While Floyd summarily rewrote the rock handbook, Hipgnosis launched the golden age of the album cover which was, in the words of Oasis’ Noel Gallagher, “the poor man’s art collection.” But it was art just the same, as the film makes clear.
From there, came Wings’ Band on the Run, Led Zeppelin’s Houses of the Holy, 10cc’s Deceptive Bends as well as classic covers for UFO, Black Sabbath, Peter Gabriel (spectacular), the Alan Parsons Project, and Yes.
(Sidebar for music nerds: Roger Dean, Yes’ designer for their equally impressive cover art, was friends with Thorgerson and shared his leftfield artistic sensibilities. Canuck-born former band manager Merck Mercuriadis, described here as “a friend of Storm’s,” ended up using the name Hipgnosis for his wildly successful music publishing investment company. Finally, the late Peter Christopherson, known mainly for his work with Throbbing Gristle and Psychic TV, joined Hipgnosis in a latter iteration).
For all their versatility and success, Hipgnosis’ most enduring and famous client was Pink Floyd. Covers included Ummagumma, Animals, Wish You Were Here and, monumentally, Dark Side of the Moon, its prismatic rainbow image a certified cultural touchstone that’s been seen and appropriated by millions around the globe.
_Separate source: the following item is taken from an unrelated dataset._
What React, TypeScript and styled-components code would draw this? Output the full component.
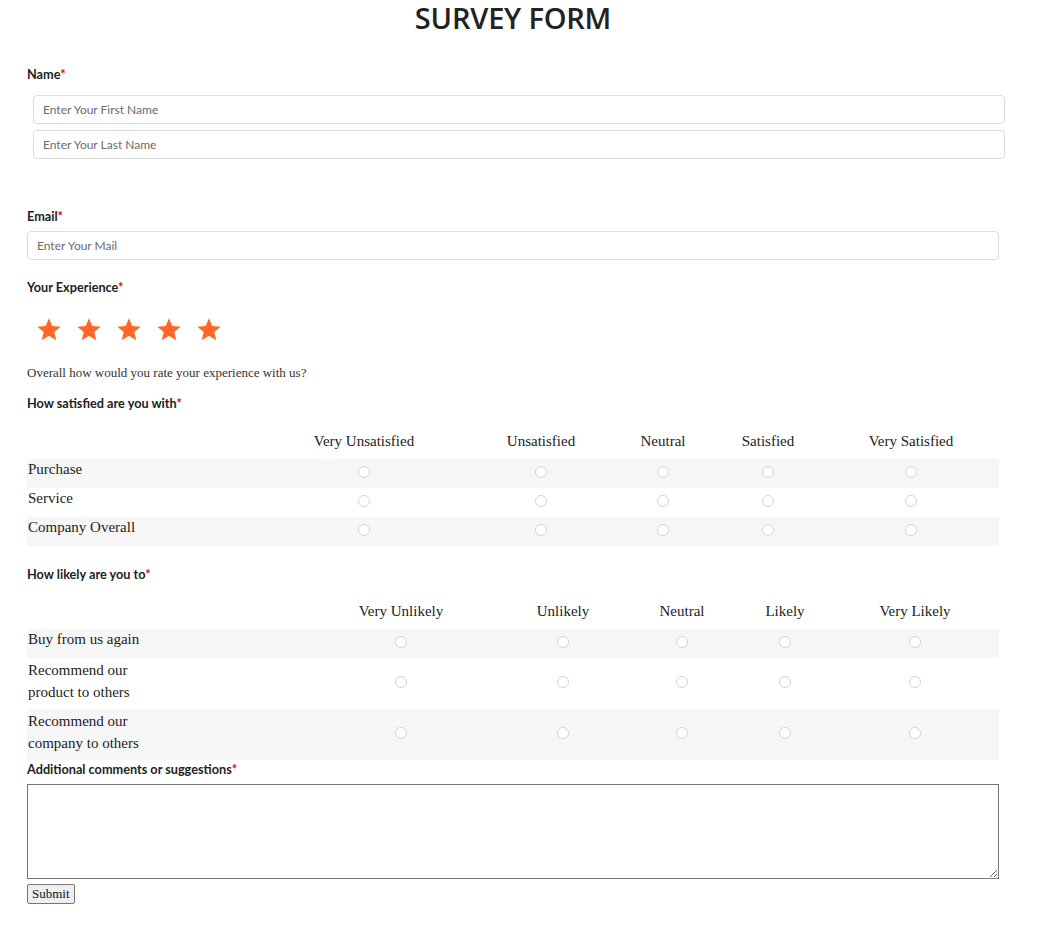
import React from "react";
import styled, { createGlobalStyle } from "styled-components";

const Global = createGlobalStyle`
  html, body { margin: 0; padding: 0; background: #fff; }
  body { font-family: Lato, "Open Sans", sans-serif; color: #222; }
  * { box-sizing: border-box; }
`;

const Page = styled.form`
  padding: 0 49px 30px 27px;
  width: 1048px;
`;

const Title = styled.h1`
  margin: 0;
  height: 36px;
  line-height: 36px;
  text-align: center;
  font-family: "Open Sans", sans-serif;
  font-weight: 600;
  font-size: 29px;
  color: #222;
  letter-spacing: -0.2px;
`;

const Label = styled.label<{ $top: number; $bottom: number }>`
  display: block;
  margin-top: ${(p) => p.$top}px;
  margin-bottom: ${(p) => p.$bottom}px;
  font-family: Lato, sans-serif;
  font-weight: 700;
  font-size: 12.7px;
  line-height: 16px;
  color: #222;
`;

const Req = styled.span`
  color: #e00000;
`;

const TextInput = styled.input<{ $indent?: number }>`
  display: block;
  width: 972px;
  height: 29px;
  margin: 0 0 6px ${(p) => p.$indent ?? 0}px;
  padding: 0 9px;
  border: 1px solid #dcdcdc;
  border-radius: 4px;
  font-family: Lato, sans-serif;
  font-size: 12px;
  color: #333;
  outline: none;
  &::placeholder { color: #6b6b6b; }
`;

const Stars = styled.div`
  display: flex;
  gap: 14px;
  margin: 22px 0 0 9px;
  height: 26px;
`;

const Hint = styled.p`
  margin: 22px 0 0;
  font-family: "Liberation Serif", serif;
  font-size: 13px;
  line-height: 16px;
  color: #333;
`;

const Table = styled.table`
  width: 972px;
  border-collapse: collapse;
  table-layout: fixed;
  font-family: "Liberation Serif", serif;
  font-size: 15px;
  color: #222;
`;

const HeadCell = styled.th`
  font-weight: 400;
  height: 36px;
  padding: 0;
  text-align: center;
  vertical-align: middle;
`;

const Row = styled.tr<{ $shade: boolean; $h: number }>`
  background: ${(p) => (p.$shade ? "#f6f6f6" : "#fff")};
  height: ${(p) => p.$h}px;
`;

const RowLabel = styled.td`
  padding: 0 0 0 1px;
  vertical-align: middle;
  line-height: 22px;
`;

const RowText = styled.span`
  display: block;
  max-width: 125px;
  margin-top: -6px;
`;

const RowTextWide = styled.span`
  display: block;
  margin-top: -9px;
`;

const RadioCell = styled.td`
  text-align: center;
  vertical-align: middle;
  padding: 0 0 4px;
  line-height: 0;
`;

const Radio = styled.input`
  appearance: none;
  -webkit-appearance: none;
  width: 12px;
  height: 12px;
  margin: 0;
  border: 1px solid #d4d4d4;
  border-radius: 50%;
  background: #fff;
  display: inline-block;
  vertical-align: middle;
`;

const Comments = styled.textarea`
  display: block;
  width: 972px;
  height: 95px;
  margin: 0;
  border: 1px solid #767676;
  border-radius: 0;
  resize: both;
`;

const Submit = styled.button`
  margin-top: 5px;
  height: 20px;
  padding: 0 4px;
  font-family: "Liberation Serif", serif;
  font-size: 13px;
  background: #efefef;
  border: 1px solid #767676;
  border-radius: 2px;
  color: #111;
  display: block;
`;

const Star = () => (
  <svg width="26" height="26" viewBox="0 0 24 24">
    <path
      d="M12 1.2l3.1 7.1 7.7.6-5.9 5 1.8 7.6L12 17.4l-6.7 4.1 1.8-7.6-5.9-5 7.7-.6z"
      fill="#ff6628"
    />
  </svg>
);

type Grid = {
  cols: string[];
  widths: number[];
  rows: { label: string; wrap: boolean; h: number }[];
  name: string;
};

const satisfied: Grid = {
  name: "sat",
  cols: ["Very Unsatisfied", "Unsatisfied", "Neutral", "Satisfied", "Very Satisfied"],
  widths: [232, 210, 144, 100, 110, 176],
  rows: [
    { label: "Purchase", wrap: false, h: 29 },
    { label: "Service", wrap: false, h: 29 },
    { label: "Company Overall", wrap: false, h: 29 },
  ],
};

const likely: Grid = {
  name: "lik",
  cols: ["Very Unlikely", "Unlikely", "Neutral", "Likely", "Very Likely"],
  widths: [274, 200, 124, 114, 92, 168],
  rows: [
    { label: "Buy from us again", wrap: false, h: 29 },
    { label: "Recommend our product to others", wrap: true, h: 51 },
    { label: "Recommend our company to others", wrap: true, h: 51 },
  ],
};

const Matrix = ({ g }: { g: Grid }) => (
  <Table>
    <colgroup>
      {g.widths.map((w, i) => (
        <col key={i} style={{ width: w }} />
      ))}
    </colgroup>
    <thead>
      <tr>
        <HeadCell />
        {g.cols.map((c) => (
          <HeadCell key={c}>{c}</HeadCell>
        ))}
      </tr>
    </thead>
    <tbody>
      {g.rows.map((r, i) => (
        <Row key={r.label} $shade={i % 2 === 0} $h={r.h}>
          <RowLabel>
            {r.wrap ? <RowText>{r.label}</RowText> : <RowTextWide>{r.label}</RowTextWide>}
          </RowLabel>
          {g.cols.map((c) => (
            <RadioCell key={c}>
              <Radio type="radio" name={`${g.name}-${i}`} />
            </RadioCell>
          ))}
        </Row>
      ))}
    </tbody>
  </Table>
);

export default function App() {
  return (
    <>
      <Global />
      <Page onSubmit={(e) => e.preventDefault()}>
        <Title>SURVEY FORM</Title>
        <Label $top={30} $bottom={13}>
          Name<Req>*</Req>
        </Label>
        <TextInput $indent={6} placeholder="Enter Your First Name" />
        <TextInput $indent={6} placeholder="Enter Your Last Name" />
        <Label $top={49} $bottom={7}>
          Email<Req>*</Req>
        </Label>
        <TextInput placeholder="Enter Your Mail" />
        <Label $top={19} $bottom={0}>
          Your Experience<Req>*</Req>
        </Label>
        <Stars>
          <Star />
          <Star />
          <Star />
          <Star />
          <Star />
        </Stars>
        <Hint>Overall how would you rate your experience with us?</Hint>
        <Label $top={14} $bottom={12}>
          How satisfied are you with<Req>*</Req>
        </Label>
        <Matrix g={satisfied} />
        <Label $top={20} $bottom={11}>
          How likely are you to<Req>*</Req>
        </Label>
        <Matrix g={likely} />
        <Label $top={1} $bottom={7}>
          Additional comments or suggestions<Req>*</Req>
        </Label>
        <Comments />
        <Submit type="submit">Submit</Submit>
      </Page>
    </>
  );
}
At its most interesting, Squaring the Circle tells the sometimes breathtakingly difficult — and expensive — stories behind how these album covers were conceived of and executed. How the designers literally set fire to a man (!) to capture Wish You Were Here. How they maneuvered a giant, inflatable pig over the Battersea Power Station for Animals… and how the pig drifted perilously away. How Stanley Kubrick inspired the design for Zeppelin’s Presence from 1976. And on and on.
Many riveting details come via Hipgnosis co-founder Aubrey “Po” Powell, the highly reliable chronicler and keeper of the memories, who offers both context and logistical minutiae for their feats of photography and design which, like vinyl, succumbed to the rise of the CD and to a lesser extent, the rise of punk and the DIY aesthetic of the late 1970s, as Sex Pistol Glen Matlock contends.
Check out Bonnie Laufer's interview with Aubrey "Po" Powell
The brilliant and mercurial Storm Thorgerson died in 2013 which seems like a terrible shame on many levels, not least the added colour and insight his perspective would have brought to Corbijn’s phenomenal film, which serves as an important historical record from eyewitnesses at the scene who won’t be around forever.
The film necessarily (and fascinatingly) chronicles ancillary stories of rock debauchery, brilliance, and tragedy, notably via Syd Barrett, Pink Floyd’s deeply troubled erstwhile co-founder. But in the end, it’s the art that’s most persuasive. Like Mojo Magazine sprung to life, but with way better imagery. Unmissable.
Squaring The Circle: (The Story of Hipgnosis). Directed by Anton Corbijn. With Aubrey “Po” Powell, Paul McCartney, David Gilmour, Roger Waters, Nick Mason, Robert Plant, Jimmy Page, Peter Gabriel, Noel Gallagher, Glen Matlock, and Merck Mercuriadis. In select theatres June 9 including Scotiabank Toronto, Cinema du Parc Montreal, The Vic Victoria, and opening in Hamilton, Waterloo, St. Catharines, Vancouver, Quebec City, and Charlottetown throughout June.